So I know that I am gay. I love that I have a penis, but besides having a penis I feel like I should have been born a woman. I think like a woman. I behave like a woman. I feel like I shouldn't have been born a man. How do I reconcile with that when I love having a penis, but my brain and my heart is telling me you should have been born a woman. This is getting to be confusing. Anyone have any kind of advice. I have been struggling with this for a while now.
I can't really give good advice as I feel gendef***ed. Do you like the rest of your body? I'm realizing that I need to accept that ill never look like the woman I feel like most days, but that doesn't mean I still can't be me, which is pretty femme and still look like a guy. I still shave my legs and paint my nails and do whatever I want. I have a short beard and now a mohawk. I just look like a punk rock guy.

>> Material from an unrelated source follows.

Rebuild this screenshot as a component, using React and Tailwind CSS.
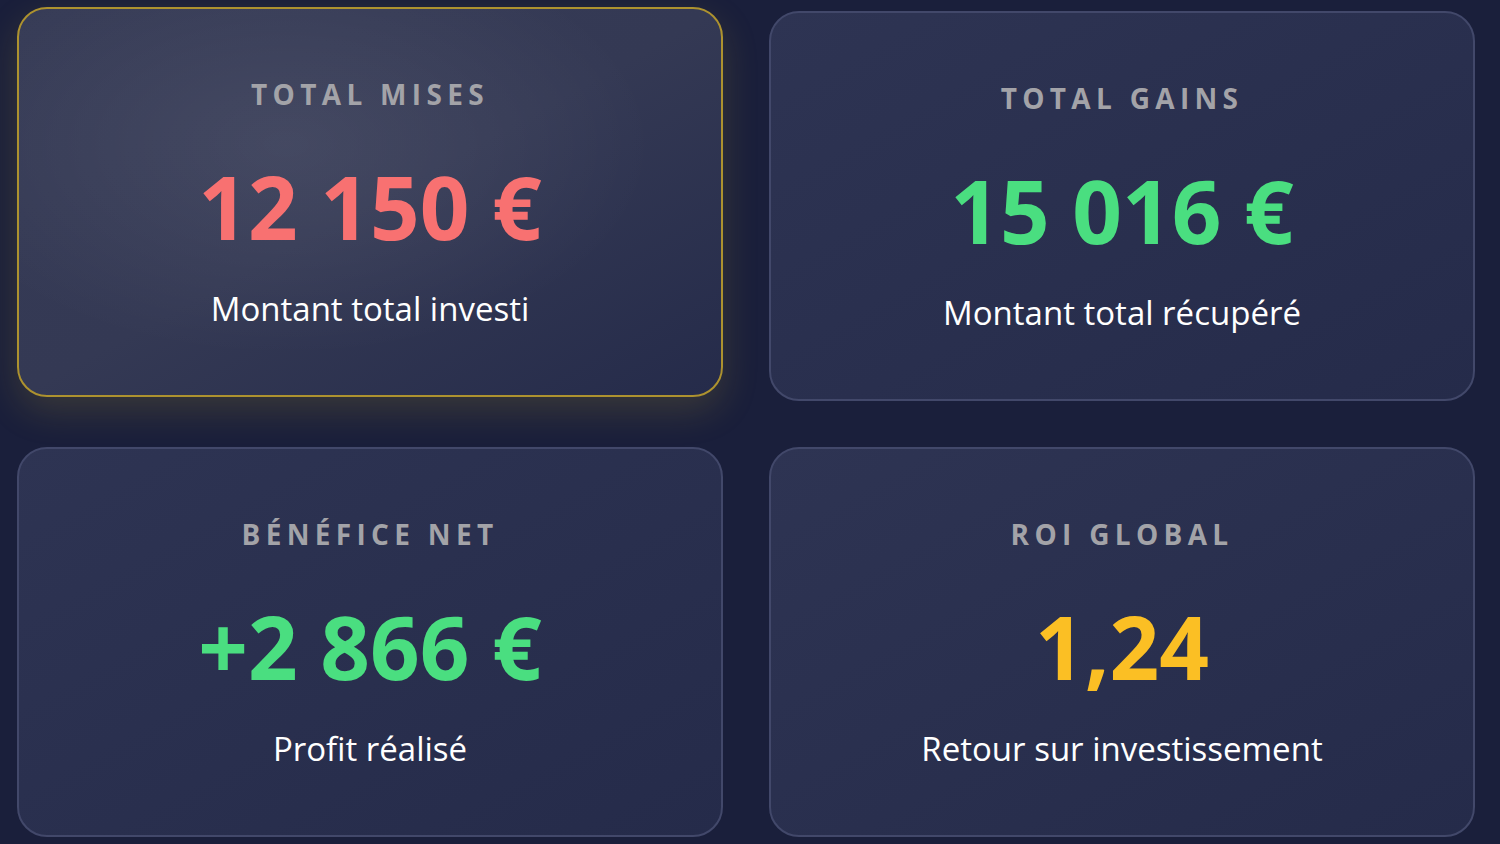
import React from 'react';

const stats = [
    { label: 'TOTAL MISES', value: '12 150 €', sub: 'Montant total investi', color: 'text-[#f87171]', active: true },
    { label: 'TOTAL GAINS', value: '15 016 €', sub: 'Montant total récupéré', color: 'text-[#4ade80]' },
    { label: 'BÉNÉFICE NET', value: '+2 866 €', sub: 'Profit réalisé', color: 'text-[#4ade80]' },
    { label: 'ROI GLOBAL', value: '1,24', sub: 'Retour sur investissement', color: 'text-[#fbbf24]' },
];

function StatCard({ label, value, sub, color, active }) {
    return (
        <div
            className={
                active
                    ? 'relative h-[390px] rounded-[30px] border-2 border-[#ad922f] bg-gradient-to-br from-[#363b56] via-[#343954] to-[#252b4a] shadow-[0_14px_36px_rgba(200,170,50,0.18)] -translate-y-1 flex flex-col items-center justify-center overflow-hidden'
                    : 'relative h-[390px] rounded-[30px] border-2 border-[#42486a] bg-gradient-to-br from-[#2e3453] to-[#252b4a] flex flex-col items-center justify-center overflow-hidden'
            }
        >
            {active && (
                <div className="absolute inset-0 bg-[radial-gradient(ellipse_at_38%_35%,rgba(255,255,255,0.08),transparent_60%)]" />
            )}
            <p className="relative text-[28px] leading-[34px] font-bold tracking-[0.19em] text-[#a3a3a8]">{label}</p>
            <p className={`relative mt-[51px] text-[87px] leading-[88px] font-bold ${color}`}>{value}</p>
            <p className="relative mt-[41px] text-[33px] leading-[36px] text-white">{sub}</p>
        </div>
    );
}

export default function App() {
    return (
        <div className="w-[1500px] h-[844px] overflow-hidden bg-[#1a1f3b] font-['Open_Sans',sans-serif]">
            <div className="grid grid-cols-[706px_706px] gap-[46px] pl-[17px] pt-[11px]">
                {stats.map((s) => (
                    <StatCard key={s.label} {...s} />
                ))}
            </div>
        </div>
    );
}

You can be trans and still like the body / sex characteristics you have. Would you be happier living as and being seen as a woman? Having people refer to you as she/her?

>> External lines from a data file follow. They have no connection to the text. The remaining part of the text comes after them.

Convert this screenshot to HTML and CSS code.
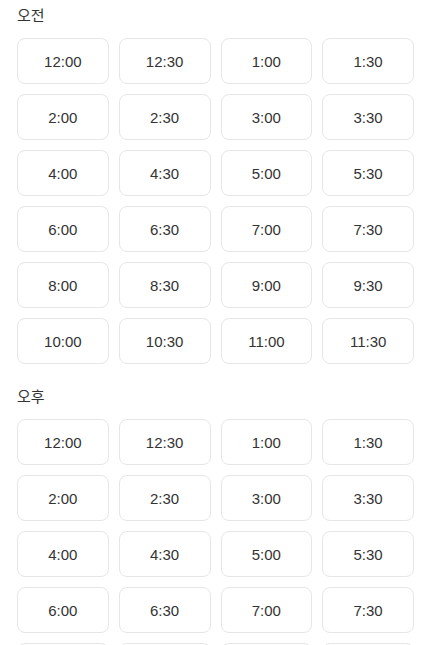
FILE: index.html
```html
<!DOCTYPE html>
<html lang="ko">
<head>
    <meta charset="UTF-8">
    <meta name="viewport" content="width=device-width, initial-scale=1.0">
    <title>시간 선택</title>
    <link rel="stylesheet" href="styles.css">
</head>
<body>
    <div class="picker">
        <div class="period">
            <div class="period-label">오전</div>
            <div class="slots">
                <button class="slot">12:00</button>
                <button class="slot">12:30</button>
                <button class="slot">1:00</button>
                <button class="slot">1:30</button>
                <button class="slot">2:00</button>
                <button class="slot">2:30</button>
                <button class="slot">3:00</button>
                <button class="slot">3:30</button>
                <button class="slot">4:00</button>
                <button class="slot">4:30</button>
                <button class="slot">5:00</button>
                <button class="slot">5:30</button>
                <button class="slot">6:00</button>
                <button class="slot">6:30</button>
                <button class="slot">7:00</button>
                <button class="slot">7:30</button>
                <button class="slot">8:00</button>
                <button class="slot">8:30</button>
                <button class="slot">9:00</button>
                <button class="slot">9:30</button>
                <button class="slot">10:00</button>
                <button class="slot">10:30</button>
                <button class="slot">11:00</button>
                <button class="slot">11:30</button>
            </div>
        </div>

        <div class="period">
            <div class="period-label">오후</div>
            <div class="slots">
                <button class="slot">12:00</button>
                <button class="slot">12:30</button>
                <button class="slot">1:00</button>
                <button class="slot">1:30</button>
                <button class="slot">2:00</button>
                <button class="slot">2:30</button>
                <button class="slot">3:00</button>
                <button class="slot">3:30</button>
                <button class="slot">4:00</button>
                <button class="slot">4:30</button>
                <button class="slot">5:00</button>
                <button class="slot">5:30</button>
                <button class="slot">6:00</button>
                <button class="slot">6:30</button>
                <button class="slot">7:00</button>
                <button class="slot">7:30</button>
                <button class="slot">8:00</button>
                <button class="slot">8:30</button>
                <button class="slot">9:00</button>
                <button class="slot">9:30</button>
                <button class="slot">10:00</button>
                <button class="slot">10:30</button>
                <button class="slot">11:00</button>
                <button class="slot">11:30</button>
            </div>
        </div>
    </div>
</body>
</html>
```

FILE: styles.css
```css
body {
    font-family: 'Liberation Sans', 'Noto Sans CJK KR', Arial, sans-serif;
    margin: 0;
    padding: 6px 11px 0 17px;
    background-color: #fff;
    color: #333;
}

.period {
    margin-bottom: 23px;
}

.period-label {
    font-size: 15px;
    line-height: 20px;
    margin-bottom: 12px;
    color: #333;
}

.slots {
    display: grid;
    grid-template-columns: repeat(4, 1fr);
    gap: 10px;
}

.slot {
    height: 46px;
    padding: 0;
    background: #fff;
    border: 1px solid #e6e6e6;
    border-radius: 8px;
    font-family: inherit;
    font-size: 15px;
    color: #333;
    cursor: pointer;
}

.slot:hover {
    border-color: #ccc;
}
```
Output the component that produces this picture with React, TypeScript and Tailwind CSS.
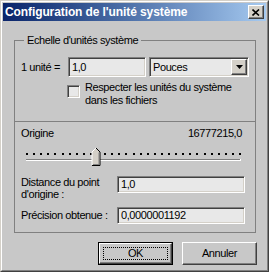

it's ok, I know a trans women online and she loves having a penis, yet she is still whole heartedly a women.
To answer your questions yes. I would be happier living as a woman. I guess it is hard coming to that realization. I was born in the wrong body.

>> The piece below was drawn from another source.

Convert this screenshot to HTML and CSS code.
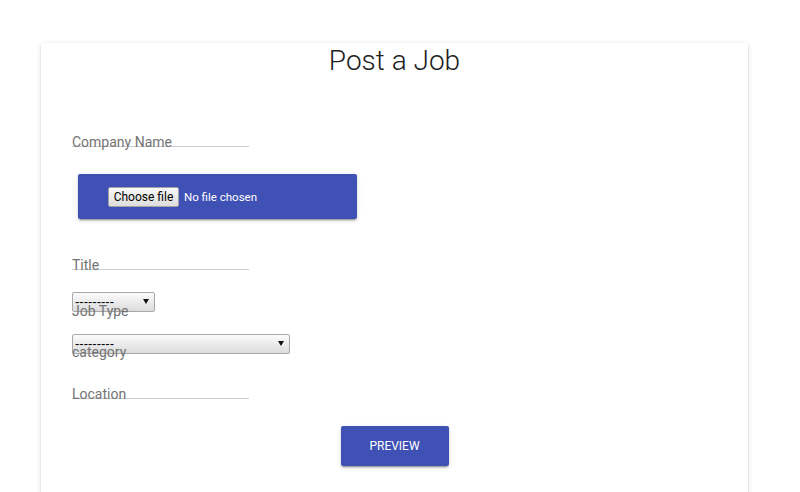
FILE: index.html
```html
<!DOCTYPE html>
<html>
<head>
<meta charset="utf-8">
<title>Post a Job</title>
<link rel="stylesheet" href="styles.css">
</head>
<body>
<div class="card">
  <h1 class="heading">Post a Job</h1>
  <form class="form">
    <div class="field field-company"><label class="label">Company Name</label></div>
    <div class="file-box">
      <span class="file-btn">Choose file</span>
      <span class="file-text">No file chosen</span>
    </div>
    <div class="field field-title"><label class="label">Title</label></div>
    <div class="select select-short"><span class="select-text">---------</span></div>
    <div class="over-label">Job Type</div>
    <div class="select select-long"><span class="select-text">---------</span></div>
    <div class="over-label over-label-cat">category</div>
    <div class="field field-location"><label class="label">Location</label></div>
    <div class="actions"><button type="button" class="btn">PREVIEW</button></div>
  </form>
</div>
</body>
</html>
```
FILE: styles.css
```css
html, body {
  margin: 0;
  padding: 0;
  background: #ffffff;
  overflow: hidden;
}
body {
  font-family: Roboto, "Liberation Sans", sans-serif;
}
.card {
  margin: 43px 0 0 41px;
  width: 707px;
  height: 455px;
  background: #fff;
  border-radius: 2px;
  box-shadow: 0 2px 2px 0 rgba(0,0,0,.14), 0 1px 5px 0 rgba(0,0,0,.12), 0 3px 1px -2px rgba(0,0,0,.2);
}
.heading {
  margin: 0;
  padding-top: 1px;
  font-weight: 300;
  font-size: 28px;
  line-height: 33px;
  text-align: center;
  color: #212121;
}
.form {
  padding: 0 31px;
}
.field {
  width: 177px;
  height: 20px;
  border-bottom: 1px solid #c9ced7;
  display: flex;
  align-items: flex-end;
}
.label, .over-label {
  font-size: 14px;
  line-height: 16px;
  color: #737373;
}
.label {
  margin-bottom: -4px;
}
.field-company { margin-top: 49px; }
.file-box {
  margin: 27px 0 0 6px;
  width: 279px;
  height: 45px;
  box-sizing: border-box;
  padding-left: 30px;
  background: #3f51b5;
  border-radius: 2px;
  display: flex;
  align-items: center;
  gap: 5px;
  box-shadow: 0 2px 2px 0 rgba(0,0,0,.14), 0 1px 5px 0 rgba(0,0,0,.12), 0 3px 1px -2px rgba(0,0,0,.2);
}
.file-btn {
  box-sizing: border-box;
  width: 71px;
  height: 20px;
  border: 1px solid #a3a3a3;
  border-radius: 2px;
  background: linear-gradient(#f8f8f8, #dddddd);
  font-size: 12px;
  line-height: 18px;
  color: #000;
  text-align: center;
  font-family: Roboto, "Liberation Sans", sans-serif;
}
.file-text {
  color: #fff;
  font-size: 11.5px;
}
.field-title { margin-top: 30px; }
.select {
  position: relative;
  box-sizing: border-box;
  height: 20px;
  margin-top: 22px;
  border: 1px solid #a9a9a9;
  border-radius: 2px;
  background: linear-gradient(#fbfbfb, #dcdcdc);
  font-family: "Liberation Sans", Arial, sans-serif;
  font-size: 13px;
  line-height: 18px;
  padding-left: 2px;
  color: #000;
}
.select::after {
  content: "";
  position: absolute;
  right: 5px;
  top: 6px;
  border-left: 3px solid transparent;
  border-right: 3px solid transparent;
  border-top: 5px solid #111;
}
.select-short { width: 83px; }
.select-long { width: 218px; margin-top: 15px; }
.over-label {
  position: relative;
  margin-top: -9px;
}
.over-label-cat { margin-top: -10px; }
.field-location { margin-top: 18px; }
.actions {
  display: flex;
  justify-content: center;
  margin-top: 27px;
}
.btn {
  width: 108px;
  height: 40px;
  border: 0;
  border-radius: 2px;
  background: #3f51b5;
  color: #fff;
  font-family: Roboto, "Liberation Sans", sans-serif;
  font-size: 12px;
  letter-spacing: 0;
  box-shadow: 0 2px 2px 0 rgba(0,0,0,.14), 0 1px 5px 0 rgba(0,0,0,.12), 0 3px 1px -2px rgba(0,0,0,.2);
}
```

You don't have to have genital dysphoria to be trans. Its good that you like it, and you don't have to justify liking it to anyone. The big issue you might face if you ever decide to transition is that sometimes bottom surgery is required for legal designation to be changed, particularly on birth certificates. Drivers licences are usually less strict and don't require bottom surgery in many places. It is bs that they require it at all imo because what is in your pants is your business, not the governments. Still, we live in a messed up country that has a long way to go for this kind of stuff.